--- START RECORDS FOR PROCESSING ---

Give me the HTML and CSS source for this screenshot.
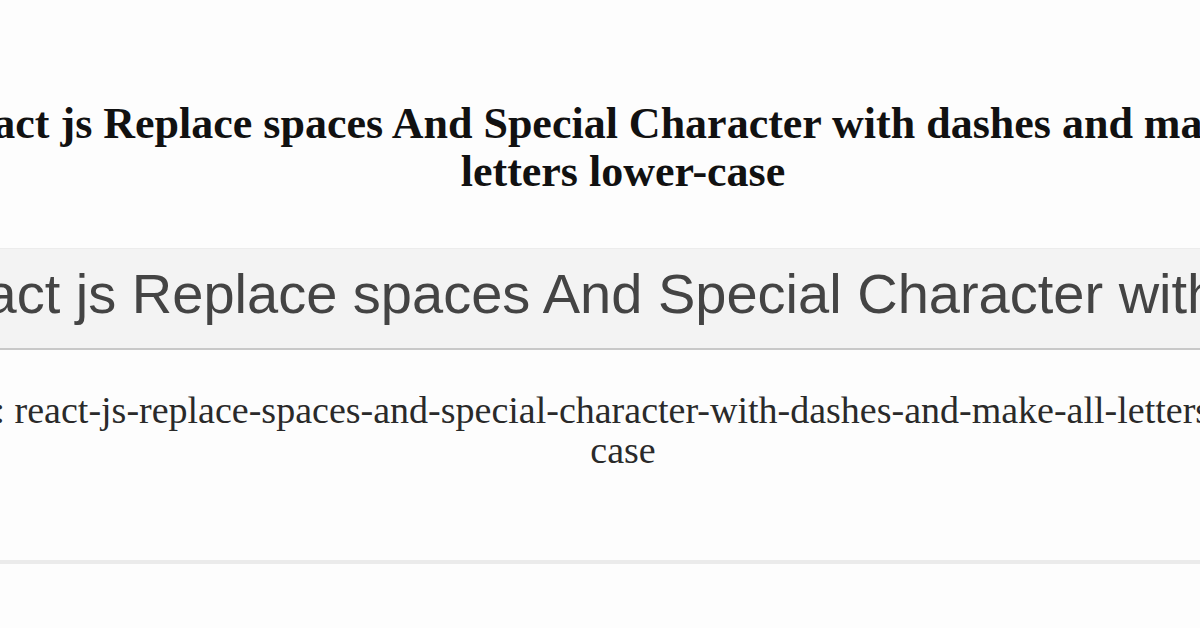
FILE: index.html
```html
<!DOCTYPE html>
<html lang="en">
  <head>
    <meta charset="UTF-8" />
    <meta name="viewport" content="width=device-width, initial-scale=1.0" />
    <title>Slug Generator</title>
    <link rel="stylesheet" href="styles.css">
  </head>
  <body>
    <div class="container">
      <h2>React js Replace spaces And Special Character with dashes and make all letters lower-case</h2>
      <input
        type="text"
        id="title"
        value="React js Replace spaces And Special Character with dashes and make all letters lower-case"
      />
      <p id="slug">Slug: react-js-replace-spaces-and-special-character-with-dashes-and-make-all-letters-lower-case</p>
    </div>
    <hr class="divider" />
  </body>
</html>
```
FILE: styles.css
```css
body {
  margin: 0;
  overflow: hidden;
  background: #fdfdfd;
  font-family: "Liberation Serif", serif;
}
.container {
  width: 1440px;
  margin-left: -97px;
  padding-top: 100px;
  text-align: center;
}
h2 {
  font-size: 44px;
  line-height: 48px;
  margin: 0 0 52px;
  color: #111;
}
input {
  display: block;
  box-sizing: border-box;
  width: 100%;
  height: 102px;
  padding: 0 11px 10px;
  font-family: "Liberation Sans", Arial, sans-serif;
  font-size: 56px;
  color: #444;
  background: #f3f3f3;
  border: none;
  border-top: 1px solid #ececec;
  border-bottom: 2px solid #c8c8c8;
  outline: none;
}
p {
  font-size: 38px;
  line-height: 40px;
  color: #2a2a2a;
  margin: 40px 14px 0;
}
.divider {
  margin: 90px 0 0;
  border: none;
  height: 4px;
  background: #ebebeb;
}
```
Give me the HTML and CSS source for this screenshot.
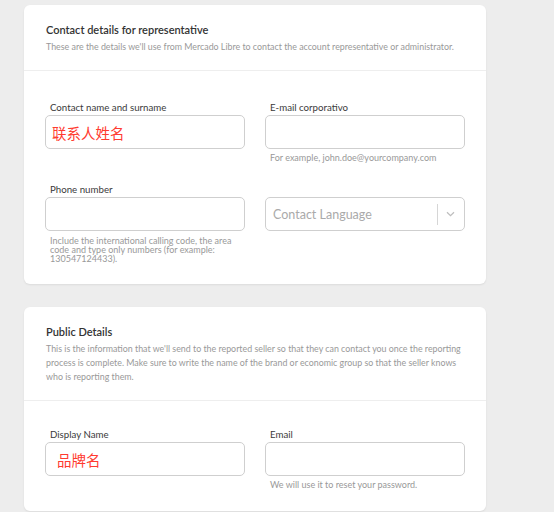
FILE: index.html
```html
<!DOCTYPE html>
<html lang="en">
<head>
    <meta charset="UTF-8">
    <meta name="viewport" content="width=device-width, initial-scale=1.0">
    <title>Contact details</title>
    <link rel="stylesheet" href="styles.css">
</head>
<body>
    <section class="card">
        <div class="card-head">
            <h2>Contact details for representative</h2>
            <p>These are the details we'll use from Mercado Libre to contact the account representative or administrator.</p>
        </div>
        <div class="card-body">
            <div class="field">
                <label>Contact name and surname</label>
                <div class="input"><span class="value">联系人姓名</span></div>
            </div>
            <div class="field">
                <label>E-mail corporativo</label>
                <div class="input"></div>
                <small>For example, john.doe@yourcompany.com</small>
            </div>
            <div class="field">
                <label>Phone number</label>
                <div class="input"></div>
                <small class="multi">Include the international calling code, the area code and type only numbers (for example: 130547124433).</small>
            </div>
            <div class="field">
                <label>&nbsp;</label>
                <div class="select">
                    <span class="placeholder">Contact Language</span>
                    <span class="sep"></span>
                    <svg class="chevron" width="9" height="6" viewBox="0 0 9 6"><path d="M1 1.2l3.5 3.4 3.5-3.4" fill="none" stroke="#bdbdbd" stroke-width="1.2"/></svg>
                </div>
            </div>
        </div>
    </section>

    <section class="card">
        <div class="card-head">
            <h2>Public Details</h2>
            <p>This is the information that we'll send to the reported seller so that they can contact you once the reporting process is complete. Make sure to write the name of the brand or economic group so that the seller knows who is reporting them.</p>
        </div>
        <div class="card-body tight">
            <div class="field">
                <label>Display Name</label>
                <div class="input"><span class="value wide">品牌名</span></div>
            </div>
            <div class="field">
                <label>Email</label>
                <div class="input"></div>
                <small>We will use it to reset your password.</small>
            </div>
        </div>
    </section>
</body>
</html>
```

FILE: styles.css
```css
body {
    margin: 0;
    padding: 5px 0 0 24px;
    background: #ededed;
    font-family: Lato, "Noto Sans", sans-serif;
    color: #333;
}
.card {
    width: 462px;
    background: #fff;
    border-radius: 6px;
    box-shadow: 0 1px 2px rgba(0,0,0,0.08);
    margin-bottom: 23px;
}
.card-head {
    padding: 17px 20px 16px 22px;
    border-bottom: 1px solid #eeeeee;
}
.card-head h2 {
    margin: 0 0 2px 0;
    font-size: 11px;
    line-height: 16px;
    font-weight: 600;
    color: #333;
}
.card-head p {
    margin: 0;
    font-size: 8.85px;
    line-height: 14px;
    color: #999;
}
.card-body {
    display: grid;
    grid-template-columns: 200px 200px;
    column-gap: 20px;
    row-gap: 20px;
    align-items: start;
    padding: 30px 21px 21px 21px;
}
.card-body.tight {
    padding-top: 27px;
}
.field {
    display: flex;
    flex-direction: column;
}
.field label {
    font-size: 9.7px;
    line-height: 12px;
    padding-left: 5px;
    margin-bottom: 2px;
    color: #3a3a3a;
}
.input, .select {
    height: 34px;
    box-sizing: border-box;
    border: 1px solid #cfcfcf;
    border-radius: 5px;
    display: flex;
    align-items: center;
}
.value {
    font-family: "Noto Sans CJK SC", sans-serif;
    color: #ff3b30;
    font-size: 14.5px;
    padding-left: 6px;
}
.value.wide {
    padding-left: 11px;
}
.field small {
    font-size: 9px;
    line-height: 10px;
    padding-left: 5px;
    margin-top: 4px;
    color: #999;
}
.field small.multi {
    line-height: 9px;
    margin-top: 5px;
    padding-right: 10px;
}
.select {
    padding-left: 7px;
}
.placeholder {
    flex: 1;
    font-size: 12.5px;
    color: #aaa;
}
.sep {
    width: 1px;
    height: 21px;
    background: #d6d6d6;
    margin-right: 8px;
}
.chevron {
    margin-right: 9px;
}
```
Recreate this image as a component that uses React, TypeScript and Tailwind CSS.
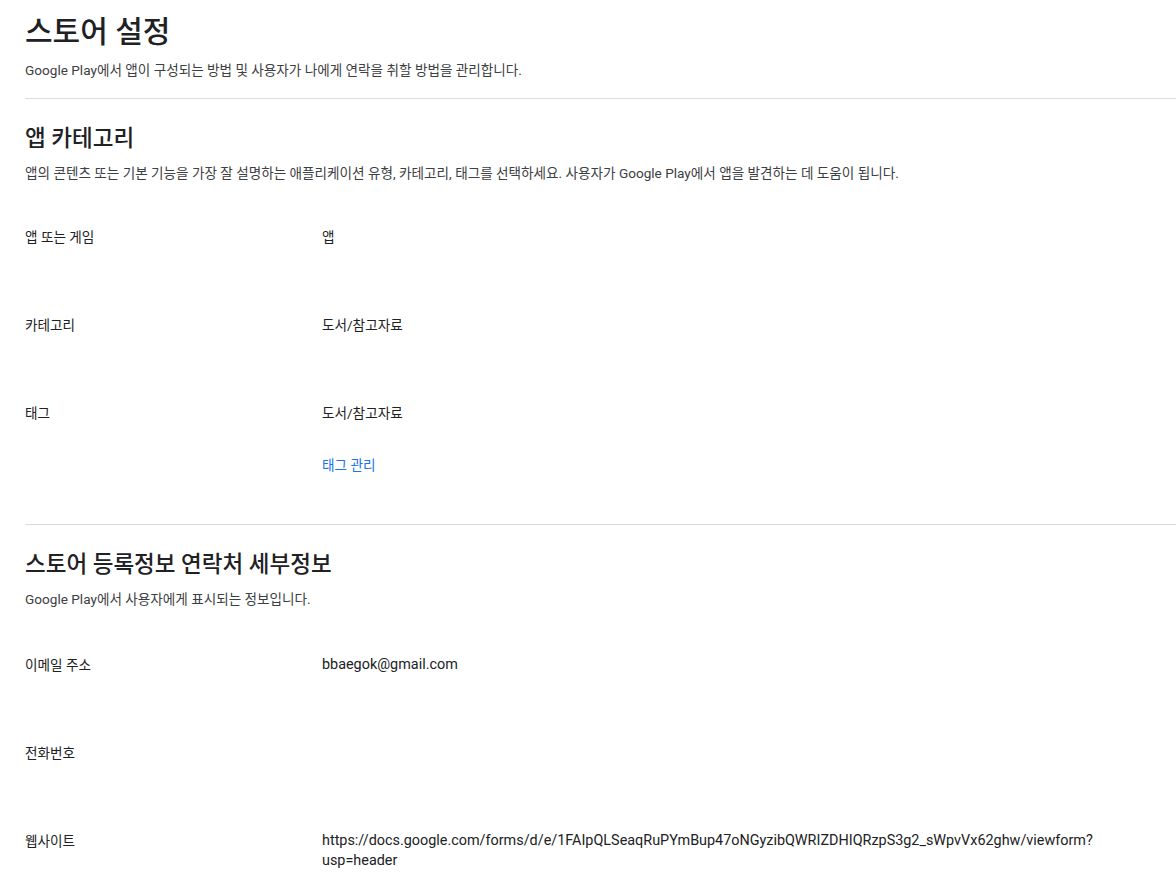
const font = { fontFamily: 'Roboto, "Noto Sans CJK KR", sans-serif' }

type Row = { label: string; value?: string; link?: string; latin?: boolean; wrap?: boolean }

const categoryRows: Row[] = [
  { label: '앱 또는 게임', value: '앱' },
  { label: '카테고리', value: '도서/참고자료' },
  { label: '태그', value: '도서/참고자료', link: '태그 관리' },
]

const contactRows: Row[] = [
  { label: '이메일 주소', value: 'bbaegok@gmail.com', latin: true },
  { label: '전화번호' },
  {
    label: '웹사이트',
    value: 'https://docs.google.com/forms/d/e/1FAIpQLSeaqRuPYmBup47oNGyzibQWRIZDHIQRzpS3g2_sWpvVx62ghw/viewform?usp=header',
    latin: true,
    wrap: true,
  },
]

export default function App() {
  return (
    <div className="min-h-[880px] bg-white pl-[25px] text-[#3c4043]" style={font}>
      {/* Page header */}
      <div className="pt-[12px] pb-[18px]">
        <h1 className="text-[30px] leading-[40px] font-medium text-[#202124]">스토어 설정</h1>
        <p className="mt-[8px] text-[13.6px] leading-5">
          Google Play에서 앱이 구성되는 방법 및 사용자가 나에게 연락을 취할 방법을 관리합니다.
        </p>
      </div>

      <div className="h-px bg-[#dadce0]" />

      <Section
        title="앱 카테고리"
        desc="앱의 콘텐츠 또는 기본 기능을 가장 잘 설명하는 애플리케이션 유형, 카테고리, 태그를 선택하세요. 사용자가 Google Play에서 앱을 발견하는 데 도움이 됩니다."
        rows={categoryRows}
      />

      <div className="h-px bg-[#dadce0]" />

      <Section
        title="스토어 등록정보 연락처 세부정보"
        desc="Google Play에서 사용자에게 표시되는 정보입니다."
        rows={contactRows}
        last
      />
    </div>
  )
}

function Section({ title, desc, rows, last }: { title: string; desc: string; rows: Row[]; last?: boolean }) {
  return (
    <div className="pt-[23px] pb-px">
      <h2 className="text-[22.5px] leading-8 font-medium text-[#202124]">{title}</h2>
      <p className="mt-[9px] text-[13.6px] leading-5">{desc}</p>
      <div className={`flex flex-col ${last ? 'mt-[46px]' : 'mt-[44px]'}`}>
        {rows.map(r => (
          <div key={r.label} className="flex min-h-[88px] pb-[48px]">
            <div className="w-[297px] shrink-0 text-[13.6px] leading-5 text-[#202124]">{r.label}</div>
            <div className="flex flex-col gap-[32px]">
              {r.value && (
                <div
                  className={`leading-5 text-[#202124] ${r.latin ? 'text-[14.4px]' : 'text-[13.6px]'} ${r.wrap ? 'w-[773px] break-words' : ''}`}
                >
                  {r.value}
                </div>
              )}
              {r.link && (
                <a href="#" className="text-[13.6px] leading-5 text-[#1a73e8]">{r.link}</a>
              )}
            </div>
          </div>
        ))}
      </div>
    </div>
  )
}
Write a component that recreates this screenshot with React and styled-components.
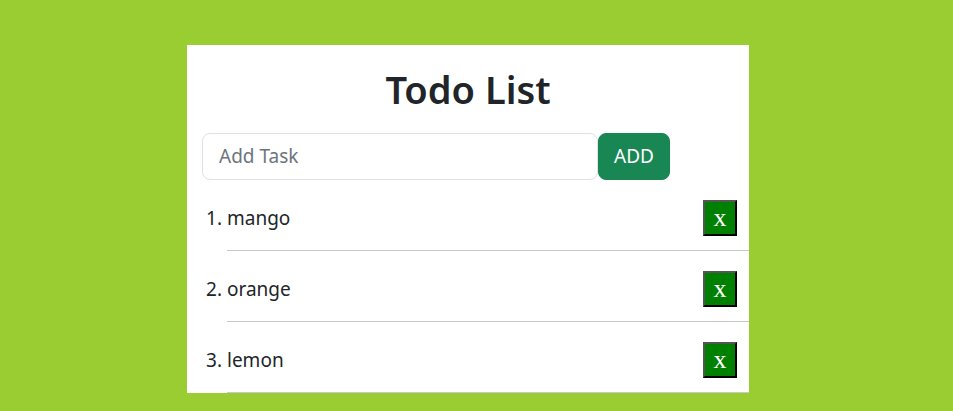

--- END RECORDS FOR PROCESSING ---

REQUIRED WORK: Give the number of lines above in which the word "that" occurs, with nothing else.

SOLUTION TO THE EXERCISE: 3